Trucking capacity in North American vehicle logistics could become as big a problem as the driver shortage, if not bigger, and without some significant investment the crisis will continue to get worse, especially by the fourth quarter of this year when production is expected to increase, according to carmakers and logistics providers speaking at last week’s Finished Vehicle Logistics North America conference in Newport Beach, California.
However, with costs for equipment soaring, hauliers in the region are looking for collaboration, including with rail providers, in an attempt to make capacity gains through more efficient use of resources.
According to Mike Riggs, chairman of Jack Cooper Transport, the driver shortage in North America is a real crisis but capacity for finished vehicles is going to be the biggest issue because hauliers cannot afford to invest in equipment to replace that lost during the economic downturn.
“It will be like trying to sell houses without mortgages,” he told delegates. “All the lenders for car haul and the trucking companies have bolted since 2008, they just don’t exist. There is no one that wants to be in the business.”
This absence is significant given the wider forecast published this week by the American Trucking Association which saw a 24% growth in all freight tonnage in the US through to 2022, with 70% of it being carried by truck by then, up 3%.
Riggs went on to say that trailer prices have gone up from the average $80,000 price tag to $130,000 which means those hauliers need financing, something many of them don’t have.
“We used to use a budget of $150,000 for the truck-trailer combination. If we’re 1,000 trailers short, it’s a quarter of a billion in capital and there aren’t a lot of takers,” he said.
Riggs said collaborative efforts were needed with the railroads to find savings through efficiency.
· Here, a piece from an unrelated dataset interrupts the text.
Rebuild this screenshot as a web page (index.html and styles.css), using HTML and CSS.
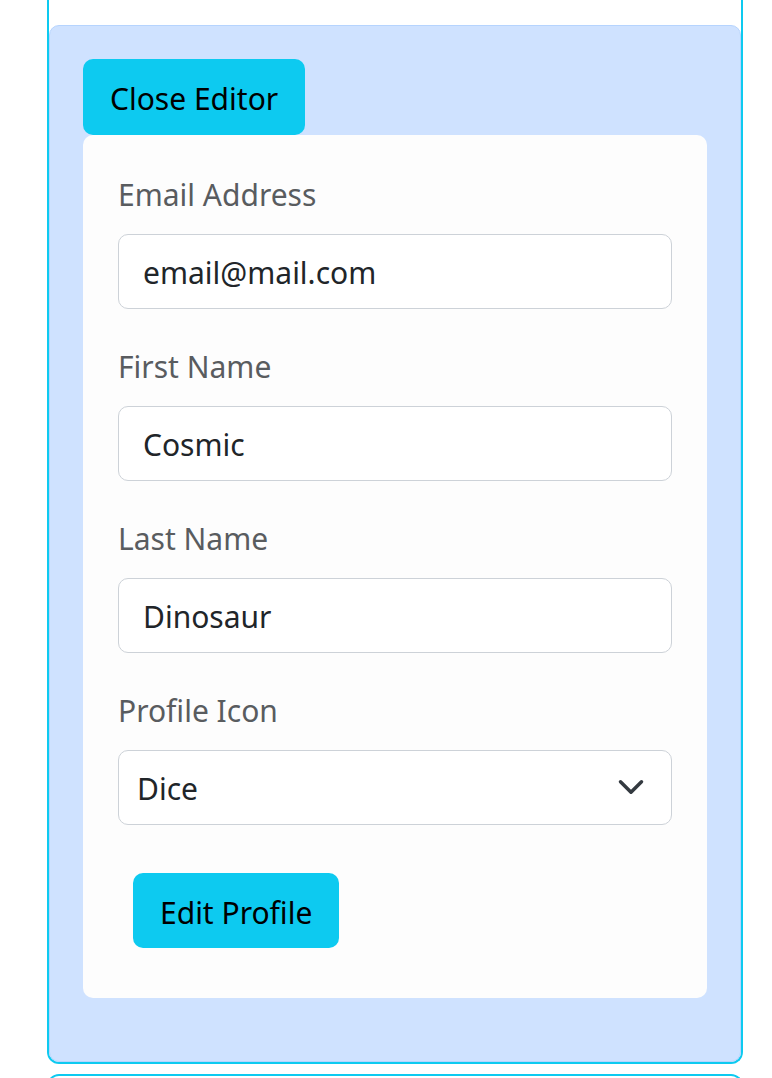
FILE: index.html
```html
<!DOCTYPE html>
<html lang="en">
<head>
<meta charset="utf-8">
<title>Profile Editor</title>
<link rel="stylesheet" href="styles.css">
</head>
<body>
<div class="panel">
  <div class="editor">
    <button class="btn" type="button">Close Editor</button>
    <form class="card">
      <div class="group">
        <label class="label" for="email">Email Address</label>
        <input class="field" id="email" type="email" value="email@mail.com">
      </div>
      <div class="group">
        <label class="label" for="first">First Name</label>
        <input class="field" id="first" type="text" value="Cosmic">
      </div>
      <div class="group">
        <label class="label" for="last">Last Name</label>
        <input class="field" id="last" type="text" value="Dinosaur">
      </div>
      <div class="group">
        <label class="label" for="icon">Profile Icon</label>
        <div class="select-wrap">
          <select class="field select" id="icon">
            <option>Dice</option>
          </select>
          <svg class="chevron" viewBox="0 0 16 16" width="28" height="28" aria-hidden="true"><path d="M2 5l6 6 6-6" fill="none" stroke="#343a40" stroke-width="2" stroke-linecap="round" stroke-linejoin="round"/></svg>
        </div>
      </div>
      <button class="btn btn-submit" type="button">Edit Profile</button>
    </form>
  </div>
</div>
<div class="panel next"></div>
</body>
</html>
```

FILE: styles.css
```css
* { box-sizing: border-box; }

html, body {
  margin: 0;
  padding: 0;
  background: #ffffff;
  height: 1078px;
  overflow: hidden;
}

body {
  font-family: "Noto Sans", "Open Sans", sans-serif;
  color: #212529;
  padding-left: 47px;
}

.panel {
  width: 696px;
  border: 2px solid #0dcaf0;
  border-top: none;
  border-radius: 0 0 12px 12px;
  padding-top: 25px;
  background: #ffffff;
}

.panel.next {
  margin-top: 10px;
  border-top: 2px solid #0dcaf0;
  border-bottom: none;
  border-radius: 12px 12px 0 0;
  padding-top: 0;
  height: 40px;
}

.editor {
  background: #cfe2ff;
  border: 1px solid #b6d4fe;
  border-radius: 10px;
  padding: 33px 33px 63px 33px;
  display: flex;
  flex-direction: column;
  align-items: flex-start;
}

.btn {
  font-family: inherit;
  font-size: 30px;
  color: #000000;
  background: #0dcaf0;
  border: none;
  border-radius: 10px;
  height: 76px;
  padding: 4px 27px 0 27px;
  line-height: 72px;
  cursor: pointer;
}

.btn-submit {
  height: 75px;
  line-height: 71px;
  margin: 15px;
}

.card {
  align-self: stretch;
  background: #fdfdfd;
  border-radius: 10px;
  padding: 35px;
  display: flex;
  flex-direction: column;
  align-items: flex-start;
}

.group {
  align-self: stretch;
  display: flex;
  flex-direction: column;
  margin-bottom: 33px;
}

.label {
  font-size: 30px;
  line-height: 48px;
  color: #595c5f;
  padding-top: 1px;
  margin-bottom: 15px;
}

.field {
  width: 554px;
  height: 75px;
  font-family: inherit;
  font-size: 30px;
  color: #212529;
  background: #ffffff;
  border: 1.5px solid #cdd2d8;
  border-radius: 10px;
  padding: 1px 24px 0 24px;
  outline: none;
}

.select-wrap {
  position: relative;
  width: 554px;
}

.select {
  appearance: none;
  -webkit-appearance: none;
  padding: 1px 70px 0 18px;
}

.chevron {
  position: absolute;
  right: 27px;
  top: 23px;
  width: 28px;
  height: 28px;
  pointer-events: none;
}
```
This was backed up by Toyota Logistics Service’s Mike Nelson, national manager of Highway Transportation Logistics, who reiterated the point that collaboration between truck and rail providers was essential for the industry to move forward and meet new demand.
“Obviously there is a connection there because a trucking company can’t operate out of a rail head without knowing what is going on with the railroads,” he said. “[But] we’ve got to work better with what we’ve got.” Nelson went on to ask attendees what it was that was needed to get truck carriers communicating more accurately with rail providers.
Richard Kiley, group vice president – Automotive at Norfolk Southern Railway, offered reassurance there was more collaboration than was immediately apparent. At the company’s haulaway summit held late last year Kiley said he was amazed by the ideas that the carriers had provided and from the five “actionable” points gleaned from a raft of ideas proposed, Norfolk Southern is now running a number of pilots including one based on early indications of the build load of vehicles released from processing centres.
“It is designed to inform us what the load makeup should be,” said Kiley. “We provide the [vehicles] at one location within the facility so the driver only has to pull into where they are parked, load and is ready to go. The focus is on creating a better turnaround for the carrier.”
“It’s just an example of the sort of collaboration that is going on that doesn’t get much press,” he said.
It was this sort of collaboration on finding capacity that impressed Markus Gichert, manager of Vehicle Distribution, Mercedes-Benz USA. Commenting on the two days of discussion at the conference he said: “I was surprised to see how much passion there was on this issue about solutions. We fail or succeed together and I want us to succeed together. We aren’t going to add capacity before Q4 so we need to use it more efficiently.”